Without the pictures, output the lines of the material from the very first through the one that holds "import React from 'react';".

**SUPPLIED MATERIAL:**
....
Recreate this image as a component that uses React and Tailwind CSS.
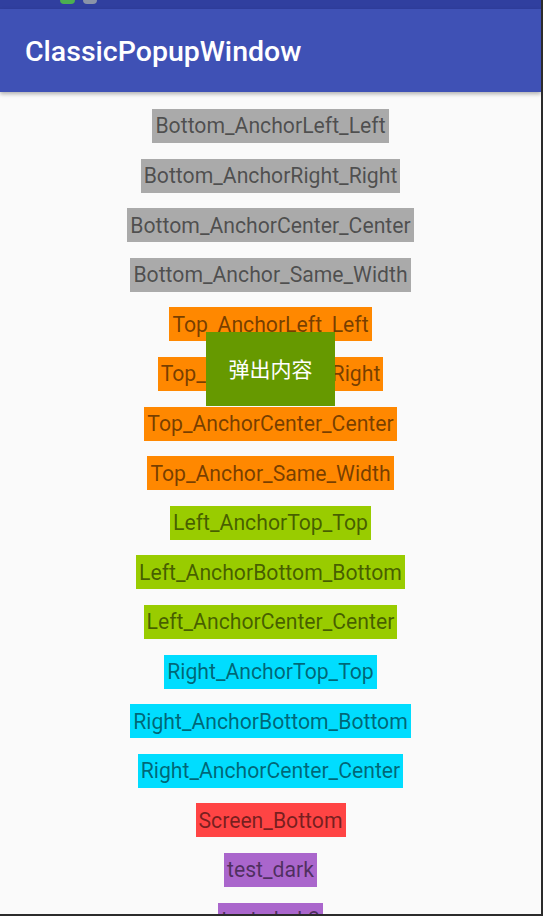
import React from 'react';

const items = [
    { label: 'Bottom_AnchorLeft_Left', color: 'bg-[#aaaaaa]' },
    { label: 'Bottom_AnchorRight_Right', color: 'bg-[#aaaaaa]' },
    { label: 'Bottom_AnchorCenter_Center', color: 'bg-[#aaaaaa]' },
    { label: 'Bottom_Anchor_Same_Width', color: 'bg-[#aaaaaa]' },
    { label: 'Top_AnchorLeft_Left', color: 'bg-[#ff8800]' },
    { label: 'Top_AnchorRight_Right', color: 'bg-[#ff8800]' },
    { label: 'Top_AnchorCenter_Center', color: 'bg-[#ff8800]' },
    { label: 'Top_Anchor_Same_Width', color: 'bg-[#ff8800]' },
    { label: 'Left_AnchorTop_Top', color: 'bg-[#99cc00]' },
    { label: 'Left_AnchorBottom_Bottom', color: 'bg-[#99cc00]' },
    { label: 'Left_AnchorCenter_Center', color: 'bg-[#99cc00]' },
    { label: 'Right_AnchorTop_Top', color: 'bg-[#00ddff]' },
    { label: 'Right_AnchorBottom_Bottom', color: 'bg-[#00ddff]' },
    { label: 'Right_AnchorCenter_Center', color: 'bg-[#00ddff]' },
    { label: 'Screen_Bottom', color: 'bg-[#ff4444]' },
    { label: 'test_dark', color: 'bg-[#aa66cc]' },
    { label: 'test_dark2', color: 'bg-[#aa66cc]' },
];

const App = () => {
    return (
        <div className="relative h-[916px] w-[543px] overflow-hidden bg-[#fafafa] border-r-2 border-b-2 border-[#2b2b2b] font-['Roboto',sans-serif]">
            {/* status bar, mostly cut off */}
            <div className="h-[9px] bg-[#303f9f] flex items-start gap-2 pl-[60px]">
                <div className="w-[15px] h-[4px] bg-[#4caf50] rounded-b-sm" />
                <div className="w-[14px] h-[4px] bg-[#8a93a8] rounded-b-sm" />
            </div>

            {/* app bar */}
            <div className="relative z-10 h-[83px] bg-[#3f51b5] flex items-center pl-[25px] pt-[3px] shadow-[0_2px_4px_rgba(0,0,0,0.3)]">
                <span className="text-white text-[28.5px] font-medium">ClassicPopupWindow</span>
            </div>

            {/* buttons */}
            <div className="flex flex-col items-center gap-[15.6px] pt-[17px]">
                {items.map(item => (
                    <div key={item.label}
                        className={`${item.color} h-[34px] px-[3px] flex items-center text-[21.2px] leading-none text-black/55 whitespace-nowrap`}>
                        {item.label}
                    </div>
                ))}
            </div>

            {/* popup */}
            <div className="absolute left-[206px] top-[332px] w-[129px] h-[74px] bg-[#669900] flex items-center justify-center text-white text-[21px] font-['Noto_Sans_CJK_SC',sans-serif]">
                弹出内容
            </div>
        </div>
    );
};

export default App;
....
**EXERCISE ANSWER:**
Recreate this image as a component that uses React and Tailwind CSS.
import React from 'react';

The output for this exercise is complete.